Opening with a 100-page selection from the Great War that eclipses the recent Faber 1914: Poetry Remembers anthology, the expected works by Owen, Sassoon and Rosenberg are supplemented with French, Italian, German and Russian perspectives: poems by Albert-Paul Granier, Giuseppe Ungaretti, Wilhelm Klemm and Aleksandr Blok are hugely powerful and will deservedly find a larger readership. In particular, the twelve no-punches-pulled lines of Klemm’s ‘Clearing-Station’ are an unflinching distillation of his subject.
Poems on Ireland and the Spanish Civil War (Machado’s ‘The Crime was in Granada’, a threnody to the murdered Lorca, is a poignant inclusion) take us up to World War Two. Of the English poems in this section, the weary pragmatism of Keith Douglas and the brutal directness of Randall Jarrell are startlingly distinct voices. Pieces by Brecht, Akhmatova, Zbigniew Herbert and Miklós Radnóti widen the demographic and deliver unforgettable images and eye-witness accounts.

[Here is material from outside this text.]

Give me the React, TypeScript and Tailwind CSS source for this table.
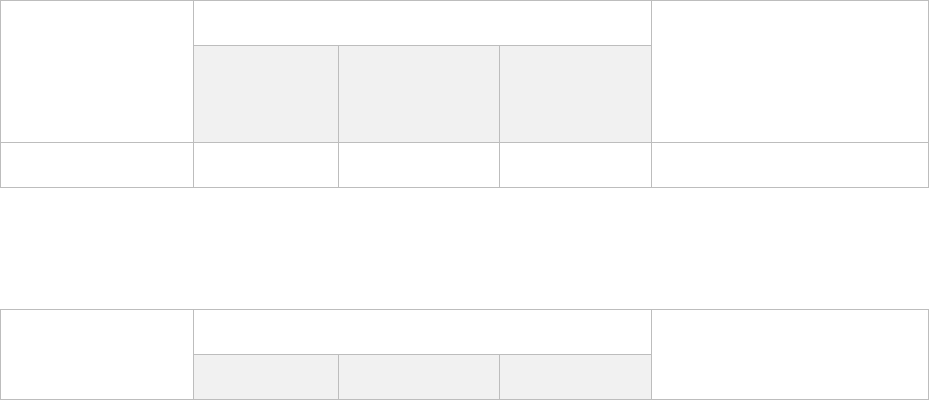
const cell = "border border-[#bdbdbd] p-0"
const sub = "border border-[#bdbdbd] bg-[#f1f1f1] p-0"

function Cols() {
  return (
    <colgroup>
      <col className="w-[193px]" />
      <col className="w-[145px]" />
      <col className="w-[161px]" />
      <col className="w-[152px]" />
      <col className="w-[277px]" />
    </colgroup>
  )
}

export default function App() {
  return (
    <div className="w-[929px] bg-white font-['Liberation_Sans',sans-serif]">
      <table className="w-[928px] table-fixed border-collapse">
        <Cols />
        <thead>
          <tr className="h-[45px]">
            <th rowSpan={2} className={cell}></th>
            <th colSpan={3} className={cell}></th>
            <th rowSpan={2} className={cell}></th>
          </tr>
          <tr className="h-[97px]">
            <th className={sub}></th>
            <th className={sub}></th>
            <th className={sub}></th>
          </tr>
        </thead>
        <tbody>
          <tr className="h-[45px]">
            <td className={cell}></td>
            <td className={cell}></td>
            <td className={cell}></td>
            <td className={cell}></td>
            <td className={cell}></td>
          </tr>
        </tbody>
      </table>

      <table className="mt-[121px] w-[928px] table-fixed border-collapse">
        <Cols />
        <thead>
          <tr className="h-[45px]">
            <th rowSpan={2} className={cell}></th>
            <th colSpan={3} className={cell}></th>
            <th rowSpan={2} className={cell}></th>
          </tr>
          <tr className="h-[45px]">
            <th className={sub}></th>
            <th className={sub}></th>
            <th className={sub}></th>
          </tr>
        </thead>
        <tbody>
          <tr className="h-[45px]">
            <td className={cell}></td>
            <td className={cell}></td>
            <td className={cell}></td>
            <td className={cell}></td>
            <td className={cell}></td>
          </tr>
        </tbody>
      </table>
    </div>
  )
}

World War Two accounts for almost a quarter of the book. Smaller sections follow on the Korean War (William Childress, Keith Wilson and Thomas McGrath provide American viewpoints, but the weight of this section is borne by Ko Un) and the Cold War.
Vietnam, The Troubles, and the continuing Israel/Palestine/Lebanon situation offer a broader spectrum of work. The excerpts from Mahmoud Darwish’s ‘A State of Siege’, a piece written more than a decade ago, could have been shaped from this week’s news coverage. Naomi Shihab Nye’s ‘For Mohammed Zeid of Gaza, Age 15′, in which she rails against the throwaway term “stray bullet” sets up a forceful precedent for Brian Turner’s ‘Here, Bullet’ later in the anthology. Turner, of course, writes from the perspective of a US soldier serving in Iraq. Ditto Kevin Powers. Their pieces dominate the Iraq Wars section, although Iraqi poet Saadi Youssef is well represented. Still, the book isn’t about us-and-them dynamics and Astley keeps what Owen called “the pity of war” foremost in mind for the majority of his selections.
The Hundred Years’ War is balanced, sober and reflective. Astley provides a general introduction as well as introductions to each section. Annotations on the poets’ lives and personal experiences of war are informative and unobtrusive. This could easily become the keystone war poetry anthology for this generation.